Noutro plano, temos as modalidades em que o próprio conceito de mandante não se aplica de forma clara (ao menos não no sentido considerado pelo legislador, de uma partida envolvendo duas equipes), o que à primeira vista poderia justificar um tratamento distinto. Seriam os casos de esportes como o atletismo, o judô, a natação, o automobilismo… Mas é preciso ir além: alguns esportes (inclusive parte dos ora mencionados) eventualmente admitem a inscrição e participação de um atleta em competição esportiva em nome próprio, ou seja, sem representar uma entidade de prática desportiva – o triathlon é um ótimo exemplo desse cenário. Ora, nessa hipótese, nem mesmo o artigo 42 em sua redação atual se revela adequado, visto que ele atrela o direito de arena às entidades de prática desportiva.
Essa análise evidencia o quão difícil é a aplicação da legislação nacional a todas as modalidades esportivas. Trata-se de um enorme desafio ao operador do direito, diante das peculiaridades de cada esporte e do hábito do legislador de tomar o futebol como ponto de partida de suas proposições normativas. E isso reforça a importância de se discutir o esporte (e a legislação esportiva) numa perspectiva mais ampla e diversa, que propicie o desenvolvimento das mais diversas modalidades, sem prejuízo de se atender às demandas futebolísticas.
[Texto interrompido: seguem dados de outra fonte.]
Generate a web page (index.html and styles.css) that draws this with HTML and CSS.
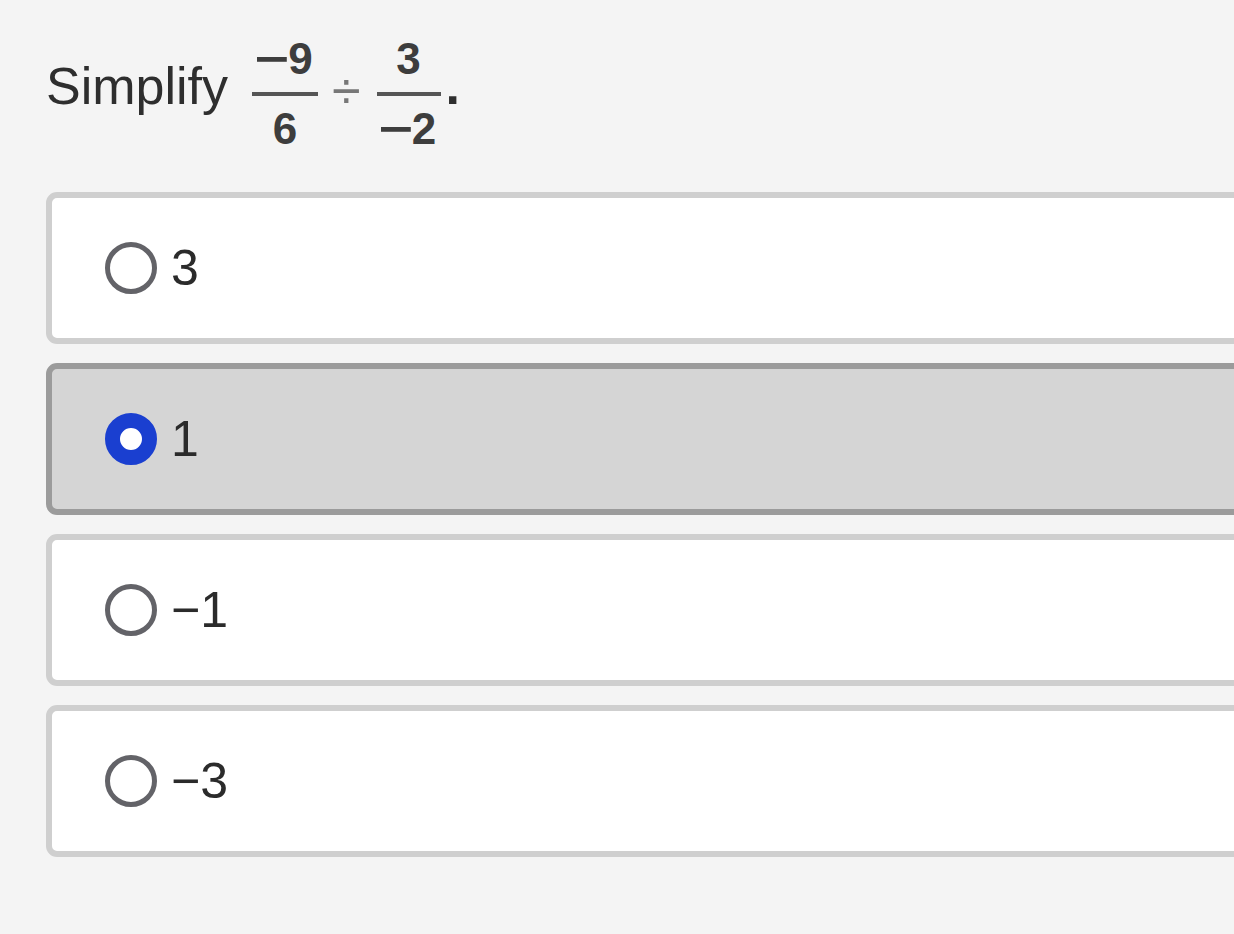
FILE: index.html
```html
<!DOCTYPE html>
<html>
<head>
<meta charset="utf-8">
<link rel="stylesheet" href="styles.css">
</head>
<body>
<div class="page">
  <div class="question">
    <span class="word">Simplify</span>
    <span class="frac frac-a"><span class="num"><span class="minus">−</span>9</span><span class="bar"></span><span class="den">6</span></span>
    <span class="op">÷</span>
    <span class="frac frac-b"><span class="num">3</span><span class="bar"></span><span class="den"><span class="minus">−</span>2</span></span>
    <span class="dot">.</span>
  </div>
  <div class="options">
    <label class="card"><span class="radio"></span><span class="val">3</span></label>
    <label class="card selected"><span class="radio"></span><span class="val">1</span></label>
    <label class="card"><span class="radio"></span><span class="val">−1</span></label>
    <label class="card"><span class="radio"></span><span class="val">−3</span></label>
  </div>
</div>
</body>
</html>
```
FILE: styles.css
```css
html, body {
  margin: 0;
  padding: 0;
  background: #f4f4f4;
  overflow: hidden;
  width: 1234px;
  height: 934px;
}
.page {
  padding: 35px 0 0 46px;
  font-family: "Liberation Sans", Arial, sans-serif;
  color: #2e2e2e;
}
.question {
  display: flex;
  align-items: flex-start;
  height: 113px;
}
.word {
  font-size: 52px;
  line-height: 52px;
  margin-top: 25px;
}
.frac {
  display: flex;
  flex-direction: column;
  align-items: center;
  font-size: 44px;
  line-height: 44px;
  font-weight: bold;
  color: #3d3d3d;
}
.frac-a { width: 66px; margin-left: 24px; }
.frac-b { width: 64px; }
.frac .num, .frac .den {
  display: block;
  white-space: nowrap;
}
.frac .num { margin-top: 2px; }
.frac .bar {
  display: block;
  height: 4px;
  width: 100%;
  background: #555;
  margin: 11px 0 11px;
}
.minus {
  display: inline-block;
  transform: scaleX(1.35);
  margin: 0 3px 0 2px;
}
.op {
  font-size: 52px;
  line-height: 52px;
  color: #777;
  margin: 30px 16px 0 14px;
}
.dot {
  font-size: 52px;
  line-height: 52px;
  font-weight: bold;
  margin: 25px 0 0 5px;
}
.options {
  margin-top: 44px;
  display: flex;
  flex-direction: column;
  gap: 19px;
}
.card {
  box-sizing: border-box;
  width: 1400px;
  height: 152px;
  border: 6px solid #cfcfcf;
  border-radius: 11px;
  background: #ffffff;
  display: flex;
  align-items: center;
  padding-left: 53px;
  font-size: 50px;
}
.card.selected {
  background: #d5d5d5;
  border-color: #9b9b9b;
}
.radio {
  box-sizing: border-box;
  width: 52px;
  height: 52px;
  border-radius: 50%;
  border: 5px solid #636368;
  background: #fff;
  margin-right: 14px;
  flex: none;
}
.selected .radio {
  border: 15px solid #1a3fd0;
  background: #fff;
}
.val {
  color: #2b2b2b;
}
```
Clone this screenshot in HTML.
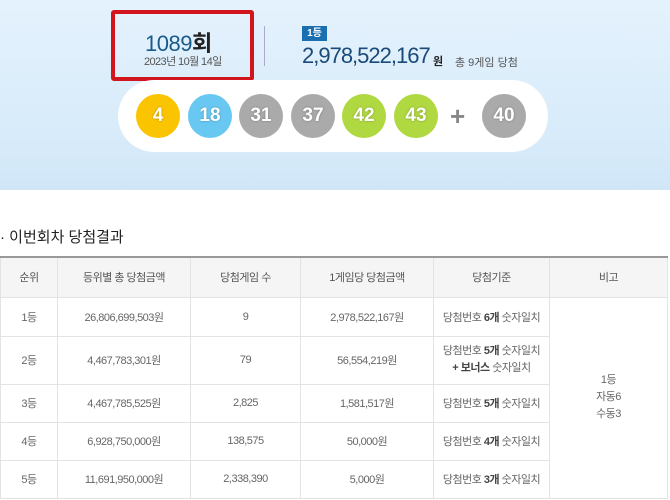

Enfim, ressalvas à parte, chegamos a julho de 2021 (mais de um ano após a MP 984) com uma nova iniciativa legislativa para atribuir ao mandante da partida de futebol o respectivo direito de arena. Ao que tudo indica, em que pese eventuais ajustes necessários, cuida-se de proposição mais madura e aparentemente mais apta a ser aprovada pelo Congresso Nacional. Resta-nos aguardar a tramitação do projeto e verificar se, afinal, o futebol brasileiro consegue virar essa página – mas sem nos descuidarmos do necessário debate em relação ao esporte como um todo.